Output every entry exactly as written, skipping any pictures.

[Stored items from a collection]
____________________

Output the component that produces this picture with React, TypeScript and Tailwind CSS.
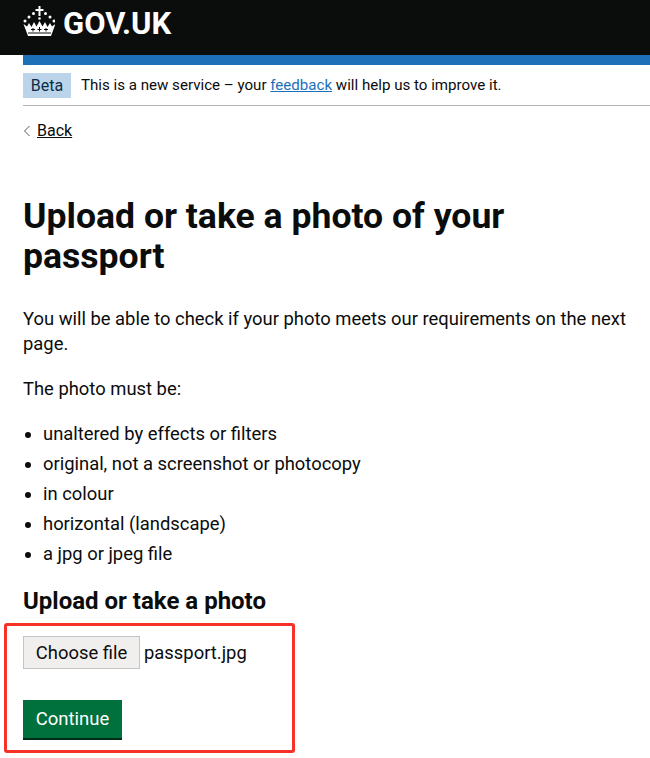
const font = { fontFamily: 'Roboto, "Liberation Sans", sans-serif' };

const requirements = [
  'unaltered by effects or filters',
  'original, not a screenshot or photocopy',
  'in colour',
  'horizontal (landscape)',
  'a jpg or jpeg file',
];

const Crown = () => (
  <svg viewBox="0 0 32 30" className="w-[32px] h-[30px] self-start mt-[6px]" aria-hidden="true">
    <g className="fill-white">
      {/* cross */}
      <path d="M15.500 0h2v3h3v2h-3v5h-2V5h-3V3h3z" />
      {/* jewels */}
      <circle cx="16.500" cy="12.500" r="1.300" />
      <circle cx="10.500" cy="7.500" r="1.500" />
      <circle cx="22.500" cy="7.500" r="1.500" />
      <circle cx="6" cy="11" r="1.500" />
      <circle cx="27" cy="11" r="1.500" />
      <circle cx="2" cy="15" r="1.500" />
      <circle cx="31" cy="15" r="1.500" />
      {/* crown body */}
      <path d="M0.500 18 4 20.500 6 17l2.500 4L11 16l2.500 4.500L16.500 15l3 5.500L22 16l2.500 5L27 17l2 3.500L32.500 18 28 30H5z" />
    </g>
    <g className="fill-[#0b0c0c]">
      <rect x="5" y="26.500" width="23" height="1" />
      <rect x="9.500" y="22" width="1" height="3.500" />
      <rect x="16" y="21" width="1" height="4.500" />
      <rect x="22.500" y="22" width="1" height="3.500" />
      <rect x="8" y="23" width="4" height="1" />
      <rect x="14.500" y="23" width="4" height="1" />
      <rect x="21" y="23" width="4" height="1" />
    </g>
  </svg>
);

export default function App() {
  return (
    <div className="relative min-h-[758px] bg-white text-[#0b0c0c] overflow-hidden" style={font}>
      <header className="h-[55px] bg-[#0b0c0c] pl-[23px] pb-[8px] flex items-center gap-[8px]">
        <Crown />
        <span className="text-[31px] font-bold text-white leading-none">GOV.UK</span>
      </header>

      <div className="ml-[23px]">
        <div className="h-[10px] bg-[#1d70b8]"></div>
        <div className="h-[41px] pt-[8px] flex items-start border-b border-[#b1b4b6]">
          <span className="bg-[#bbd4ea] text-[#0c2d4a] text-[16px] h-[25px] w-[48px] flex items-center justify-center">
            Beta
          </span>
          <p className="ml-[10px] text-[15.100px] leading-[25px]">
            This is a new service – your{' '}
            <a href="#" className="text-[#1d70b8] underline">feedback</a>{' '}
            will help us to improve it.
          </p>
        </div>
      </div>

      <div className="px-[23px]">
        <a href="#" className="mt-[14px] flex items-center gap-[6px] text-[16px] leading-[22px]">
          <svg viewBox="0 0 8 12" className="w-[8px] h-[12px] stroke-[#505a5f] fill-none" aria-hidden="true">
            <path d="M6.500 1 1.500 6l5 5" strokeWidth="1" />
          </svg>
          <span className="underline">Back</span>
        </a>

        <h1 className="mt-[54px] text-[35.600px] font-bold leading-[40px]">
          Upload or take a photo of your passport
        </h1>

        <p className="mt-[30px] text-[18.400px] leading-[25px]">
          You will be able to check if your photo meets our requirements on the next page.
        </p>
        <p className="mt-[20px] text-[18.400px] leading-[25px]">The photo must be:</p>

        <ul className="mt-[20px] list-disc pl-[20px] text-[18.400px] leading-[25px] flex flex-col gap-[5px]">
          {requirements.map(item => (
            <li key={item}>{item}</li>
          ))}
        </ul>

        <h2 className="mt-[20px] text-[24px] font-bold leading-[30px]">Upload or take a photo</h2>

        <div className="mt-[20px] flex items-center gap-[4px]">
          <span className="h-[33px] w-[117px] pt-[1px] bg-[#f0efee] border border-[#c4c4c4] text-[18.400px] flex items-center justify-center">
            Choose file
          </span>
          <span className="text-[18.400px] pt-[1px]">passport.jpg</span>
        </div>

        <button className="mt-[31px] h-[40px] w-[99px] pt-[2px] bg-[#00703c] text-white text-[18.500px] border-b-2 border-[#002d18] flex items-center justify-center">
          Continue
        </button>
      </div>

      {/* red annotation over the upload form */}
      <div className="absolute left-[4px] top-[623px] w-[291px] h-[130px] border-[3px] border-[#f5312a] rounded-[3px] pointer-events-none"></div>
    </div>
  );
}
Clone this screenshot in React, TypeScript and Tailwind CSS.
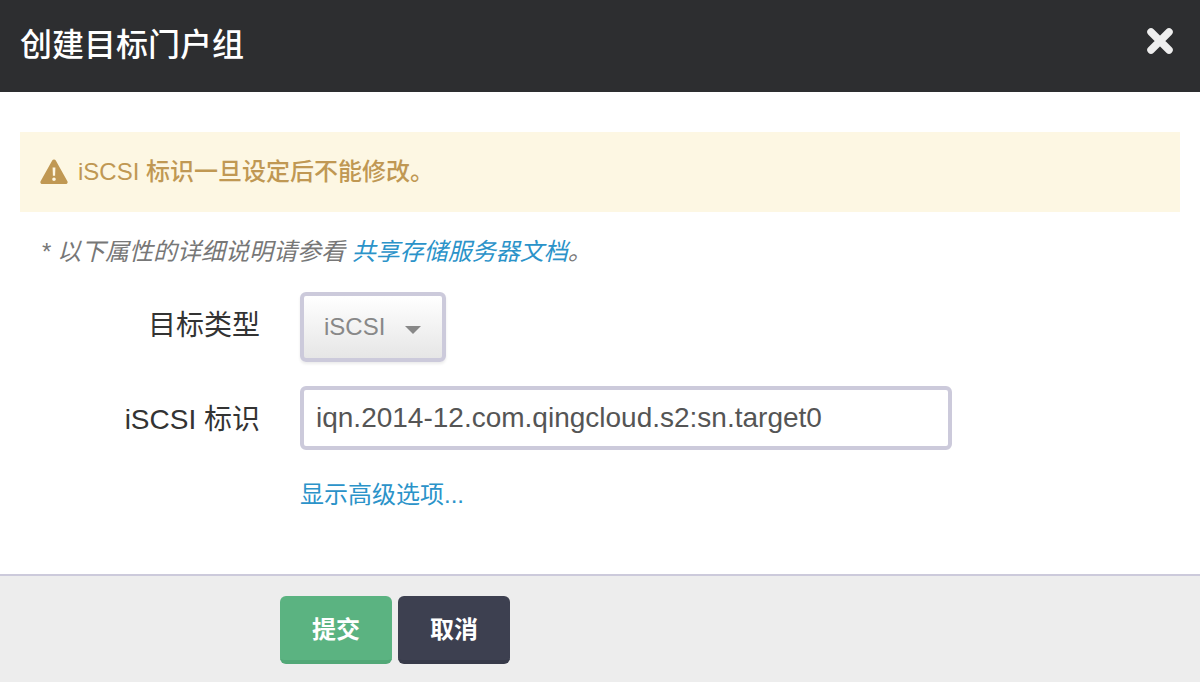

____________________

## FULL SOLUTION
Output the component that produces this picture with React, TypeScript and Tailwind CSS.
const font = { fontFamily: 'Roboto, "Liberation Sans", sans-serif' };

const requirements = [
  'unaltered by effects or filters',
  'original, not a screenshot or photocopy',
  'in colour',
  'horizontal (landscape)',
  'a jpg or jpeg file',
];

const Crown = () => (
  <svg viewBox="0 0 32 30" className="w-[32px] h-[30px] self-start mt-[6px]" aria-hidden="true">
    <g className="fill-white">
      {/* cross */}
      <path d="M15.500 0h2v3h3v2h-3v5h-2V5h-3V3h3z" />
      {/* jewels */}
      <circle cx="16.500" cy="12.500" r="1.300" />
      <circle cx="10.500" cy="7.500" r="1.500" />
      <circle cx="22.500" cy="7.500" r="1.500" />
      <circle cx="6" cy="11" r="1.500" />
      <circle cx="27" cy="11" r="1.500" />
      <circle cx="2" cy="15" r="1.500" />
      <circle cx="31" cy="15" r="1.500" />
      {/* crown body */}
      <path d="M0.500 18 4 20.500 6 17l2.500 4L11 16l2.500 4.500L16.500 15l3 5.500L22 16l2.500 5L27 17l2 3.500L32.500 18 28 30H5z" />
    </g>
    <g className="fill-[#0b0c0c]">
      <rect x="5" y="26.500" width="23" height="1" />
      <rect x="9.500" y="22" width="1" height="3.500" />
      <rect x="16" y="21" width="1" height="4.500" />
      <rect x="22.500" y="22" width="1" height="3.500" />
      <rect x="8" y="23" width="4" height="1" />
      <rect x="14.500" y="23" width="4" height="1" />
      <rect x="21" y="23" width="4" height="1" />
    </g>
  </svg>
);

export default function App() {
  return (
    <div className="relative min-h-[758px] bg-white text-[#0b0c0c] overflow-hidden" style={font}>
      <header className="h-[55px] bg-[#0b0c0c] pl-[23px] pb-[8px] flex items-center gap-[8px]">
        <Crown />
        <span className="text-[31px] font-bold text-white leading-none">GOV.UK</span>
      </header>

      <div className="ml-[23px]">
        <div className="h-[10px] bg-[#1d70b8]"></div>
        <div className="h-[41px] pt-[8px] flex items-start border-b border-[#b1b4b6]">
          <span className="bg-[#bbd4ea] text-[#0c2d4a] text-[16px] h-[25px] w-[48px] flex items-center justify-center">
            Beta
          </span>
          <p className="ml-[10px] text-[15.100px] leading-[25px]">
            This is a new service – your{' '}
            <a href="#" className="text-[#1d70b8] underline">feedback</a>{' '}
            will help us to improve it.
          </p>
        </div>
      </div>

      <div className="px-[23px]">
        <a href="#" className="mt-[14px] flex items-center gap-[6px] text-[16px] leading-[22px]">
          <svg viewBox="0 0 8 12" className="w-[8px] h-[12px] stroke-[#505a5f] fill-none" aria-hidden="true">
            <path d="M6.500 1 1.500 6l5 5" strokeWidth="1" />
          </svg>
          <span className="underline">Back</span>
        </a>

        <h1 className="mt-[54px] text-[35.600px] font-bold leading-[40px]">
          Upload or take a photo of your passport
        </h1>

        <p className="mt-[30px] text-[18.400px] leading-[25px]">
          You will be able to check if your photo meets our requirements on the next page.
        </p>
        <p className="mt-[20px] text-[18.400px] leading-[25px]">The photo must be:</p>

        <ul className="mt-[20px] list-disc pl-[20px] text-[18.400px] leading-[25px] flex flex-col gap-[5px]">
          {requirements.map(item => (
            <li key={item}>{item}</li>
          ))}
        </ul>

        <h2 className="mt-[20px] text-[24px] font-bold leading-[30px]">Upload or take a photo</h2>

        <div className="mt-[20px] flex items-center gap-[4px]">
          <span className="h-[33px] w-[117px] pt-[1px] bg-[#f0efee] border border-[#c4c4c4] text-[18.400px] flex items-center justify-center">
            Choose file
          </span>
          <span className="text-[18.400px] pt-[1px]">passport.jpg</span>
        </div>

        <button className="mt-[31px] h-[40px] w-[99px] pt-[2px] bg-[#00703c] text-white text-[18.500px] border-b-2 border-[#002d18] flex items-center justify-center">
          Continue
        </button>
      </div>

      {/* red annotation over the upload form */}
      <div className="absolute left-[4px] top-[623px] w-[291px] h-[130px] border-[3px] border-[#f5312a] rounded-[3px] pointer-events-none"></div>
    </div>
  );
}
Clone this screenshot in React, TypeScript and Tailwind CSS.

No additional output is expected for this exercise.